**STATED EXERCISE:** Starting at the line that has "Emit a web page" and stopping after the line that has "pt-[13px] h-[81px] text-[28.5px]", reproduce the listing below exactly; omit everything else.

--- Start ---

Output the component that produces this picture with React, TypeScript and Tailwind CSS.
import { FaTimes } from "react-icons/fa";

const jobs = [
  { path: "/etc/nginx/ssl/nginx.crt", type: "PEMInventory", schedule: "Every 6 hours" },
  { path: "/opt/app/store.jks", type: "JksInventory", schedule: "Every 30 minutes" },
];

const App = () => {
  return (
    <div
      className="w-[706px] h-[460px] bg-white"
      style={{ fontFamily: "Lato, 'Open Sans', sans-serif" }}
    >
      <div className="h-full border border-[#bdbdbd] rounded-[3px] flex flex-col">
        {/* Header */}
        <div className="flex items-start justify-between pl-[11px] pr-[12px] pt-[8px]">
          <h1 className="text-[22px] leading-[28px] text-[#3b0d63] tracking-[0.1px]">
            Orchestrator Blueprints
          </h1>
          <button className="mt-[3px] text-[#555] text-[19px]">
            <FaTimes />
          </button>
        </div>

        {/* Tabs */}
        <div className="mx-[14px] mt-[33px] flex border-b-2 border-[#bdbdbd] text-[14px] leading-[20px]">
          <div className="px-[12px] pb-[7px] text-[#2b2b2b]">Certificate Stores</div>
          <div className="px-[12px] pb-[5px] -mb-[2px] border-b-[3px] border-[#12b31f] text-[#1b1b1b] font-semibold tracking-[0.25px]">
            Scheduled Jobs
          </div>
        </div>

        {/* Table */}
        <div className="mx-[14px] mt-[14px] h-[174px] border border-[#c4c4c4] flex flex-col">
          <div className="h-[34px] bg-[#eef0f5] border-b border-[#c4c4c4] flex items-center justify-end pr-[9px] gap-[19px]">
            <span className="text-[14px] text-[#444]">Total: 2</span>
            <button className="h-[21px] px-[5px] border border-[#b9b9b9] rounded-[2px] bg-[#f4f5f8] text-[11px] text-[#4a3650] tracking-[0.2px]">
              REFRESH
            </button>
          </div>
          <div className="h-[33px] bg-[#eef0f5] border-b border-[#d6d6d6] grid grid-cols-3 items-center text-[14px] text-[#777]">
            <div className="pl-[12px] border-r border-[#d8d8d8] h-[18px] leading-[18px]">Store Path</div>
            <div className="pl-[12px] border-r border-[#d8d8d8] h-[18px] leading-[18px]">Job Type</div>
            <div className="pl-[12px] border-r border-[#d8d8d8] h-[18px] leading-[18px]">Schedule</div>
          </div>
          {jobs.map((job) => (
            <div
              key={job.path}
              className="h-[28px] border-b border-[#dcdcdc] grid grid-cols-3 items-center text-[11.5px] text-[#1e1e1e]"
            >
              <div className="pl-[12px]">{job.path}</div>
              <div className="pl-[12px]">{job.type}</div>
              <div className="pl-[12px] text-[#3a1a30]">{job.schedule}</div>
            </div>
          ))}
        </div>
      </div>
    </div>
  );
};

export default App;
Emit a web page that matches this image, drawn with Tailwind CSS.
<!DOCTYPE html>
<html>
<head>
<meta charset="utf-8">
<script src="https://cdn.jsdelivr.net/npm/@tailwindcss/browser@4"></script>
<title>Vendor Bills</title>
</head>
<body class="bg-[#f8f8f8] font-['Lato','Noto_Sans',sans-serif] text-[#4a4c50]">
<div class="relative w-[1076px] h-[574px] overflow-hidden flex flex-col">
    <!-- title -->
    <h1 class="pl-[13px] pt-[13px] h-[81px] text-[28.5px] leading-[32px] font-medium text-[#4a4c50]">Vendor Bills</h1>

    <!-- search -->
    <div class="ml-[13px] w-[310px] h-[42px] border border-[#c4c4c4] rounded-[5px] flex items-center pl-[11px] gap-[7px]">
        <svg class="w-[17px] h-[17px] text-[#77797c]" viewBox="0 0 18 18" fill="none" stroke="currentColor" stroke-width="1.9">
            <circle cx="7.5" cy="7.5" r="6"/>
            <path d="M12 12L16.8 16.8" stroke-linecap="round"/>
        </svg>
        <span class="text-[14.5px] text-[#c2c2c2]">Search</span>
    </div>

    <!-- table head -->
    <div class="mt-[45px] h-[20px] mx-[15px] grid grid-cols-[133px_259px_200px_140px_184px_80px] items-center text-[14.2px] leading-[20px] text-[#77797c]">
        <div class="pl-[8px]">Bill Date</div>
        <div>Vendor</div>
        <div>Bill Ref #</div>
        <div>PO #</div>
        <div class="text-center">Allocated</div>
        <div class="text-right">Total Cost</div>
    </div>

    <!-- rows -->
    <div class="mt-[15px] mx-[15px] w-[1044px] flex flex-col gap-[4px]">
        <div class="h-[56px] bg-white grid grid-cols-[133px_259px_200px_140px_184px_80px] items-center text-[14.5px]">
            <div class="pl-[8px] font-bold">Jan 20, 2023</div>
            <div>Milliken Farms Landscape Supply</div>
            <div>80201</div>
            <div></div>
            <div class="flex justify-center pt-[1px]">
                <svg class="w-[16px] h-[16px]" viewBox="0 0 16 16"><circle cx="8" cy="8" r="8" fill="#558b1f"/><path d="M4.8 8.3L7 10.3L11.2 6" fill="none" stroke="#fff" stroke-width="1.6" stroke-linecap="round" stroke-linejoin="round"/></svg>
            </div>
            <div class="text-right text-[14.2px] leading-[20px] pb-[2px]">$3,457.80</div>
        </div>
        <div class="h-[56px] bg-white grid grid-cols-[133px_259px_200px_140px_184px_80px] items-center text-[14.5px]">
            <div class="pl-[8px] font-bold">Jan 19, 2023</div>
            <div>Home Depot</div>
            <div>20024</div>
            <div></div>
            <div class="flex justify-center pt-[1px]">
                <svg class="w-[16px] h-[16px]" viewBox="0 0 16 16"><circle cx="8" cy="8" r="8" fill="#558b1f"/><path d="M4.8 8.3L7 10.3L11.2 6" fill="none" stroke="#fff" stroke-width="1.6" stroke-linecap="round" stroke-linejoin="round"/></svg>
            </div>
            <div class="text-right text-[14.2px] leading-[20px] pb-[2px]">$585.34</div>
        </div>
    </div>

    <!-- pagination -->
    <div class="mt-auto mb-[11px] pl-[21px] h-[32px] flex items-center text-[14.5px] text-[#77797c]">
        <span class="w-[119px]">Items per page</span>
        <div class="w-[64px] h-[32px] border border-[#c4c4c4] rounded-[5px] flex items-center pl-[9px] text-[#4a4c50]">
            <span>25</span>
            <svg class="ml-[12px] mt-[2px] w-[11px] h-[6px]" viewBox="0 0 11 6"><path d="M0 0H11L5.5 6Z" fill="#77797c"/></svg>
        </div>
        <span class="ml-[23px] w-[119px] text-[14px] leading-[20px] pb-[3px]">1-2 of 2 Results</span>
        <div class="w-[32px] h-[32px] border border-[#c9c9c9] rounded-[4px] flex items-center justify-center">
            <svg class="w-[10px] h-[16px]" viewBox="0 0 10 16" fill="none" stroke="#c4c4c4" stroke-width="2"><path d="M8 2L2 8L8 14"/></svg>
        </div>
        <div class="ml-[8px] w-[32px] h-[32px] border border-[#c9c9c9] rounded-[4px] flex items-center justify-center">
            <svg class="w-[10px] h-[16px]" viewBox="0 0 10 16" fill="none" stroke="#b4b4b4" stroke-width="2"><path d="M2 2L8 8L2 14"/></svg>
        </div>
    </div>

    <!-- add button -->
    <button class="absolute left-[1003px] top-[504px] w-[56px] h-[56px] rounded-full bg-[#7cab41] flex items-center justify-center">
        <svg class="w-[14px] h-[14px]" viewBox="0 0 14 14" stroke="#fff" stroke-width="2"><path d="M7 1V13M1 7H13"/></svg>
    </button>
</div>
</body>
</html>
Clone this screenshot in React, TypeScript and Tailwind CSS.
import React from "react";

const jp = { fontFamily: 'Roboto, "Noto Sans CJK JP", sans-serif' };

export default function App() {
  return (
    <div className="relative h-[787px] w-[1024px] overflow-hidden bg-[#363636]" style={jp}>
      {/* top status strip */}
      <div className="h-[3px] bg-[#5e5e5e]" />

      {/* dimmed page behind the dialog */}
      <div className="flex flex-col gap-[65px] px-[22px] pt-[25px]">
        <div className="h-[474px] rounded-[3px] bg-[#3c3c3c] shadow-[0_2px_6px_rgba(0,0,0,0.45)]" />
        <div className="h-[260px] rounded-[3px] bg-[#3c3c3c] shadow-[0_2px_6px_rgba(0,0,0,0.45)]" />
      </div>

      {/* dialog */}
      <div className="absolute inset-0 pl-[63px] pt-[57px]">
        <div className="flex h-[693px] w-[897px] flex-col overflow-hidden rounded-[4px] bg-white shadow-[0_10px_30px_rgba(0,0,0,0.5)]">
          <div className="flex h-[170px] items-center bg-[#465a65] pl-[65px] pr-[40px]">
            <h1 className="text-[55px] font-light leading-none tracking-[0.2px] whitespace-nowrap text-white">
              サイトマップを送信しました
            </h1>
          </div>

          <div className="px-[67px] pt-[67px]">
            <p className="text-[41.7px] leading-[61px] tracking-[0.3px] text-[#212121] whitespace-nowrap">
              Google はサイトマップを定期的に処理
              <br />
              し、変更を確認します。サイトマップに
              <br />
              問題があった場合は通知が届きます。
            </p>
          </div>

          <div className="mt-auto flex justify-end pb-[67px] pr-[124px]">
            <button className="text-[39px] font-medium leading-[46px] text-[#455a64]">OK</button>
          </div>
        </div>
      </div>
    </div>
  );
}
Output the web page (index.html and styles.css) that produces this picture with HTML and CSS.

--- End ---

**IN RESPONSE:**
Emit a web page that matches this image, drawn with Tailwind CSS.
<!DOCTYPE html>
<html>
<head>
<meta charset="utf-8">
<script src="https://cdn.jsdelivr.net/npm/@tailwindcss/browser@4"></script>
<title>Vendor Bills</title>
</head>
<body class="bg-[#f8f8f8] font-['Lato','Noto_Sans',sans-serif] text-[#4a4c50]">
<div class="relative w-[1076px] h-[574px] overflow-hidden flex flex-col">
    <!-- title -->
    <h1 class="pl-[13px] pt-[13px] h-[81px] text-[28.5px] leading-[32px] font-medium text-[#4a4c50]">Vendor Bills</h1>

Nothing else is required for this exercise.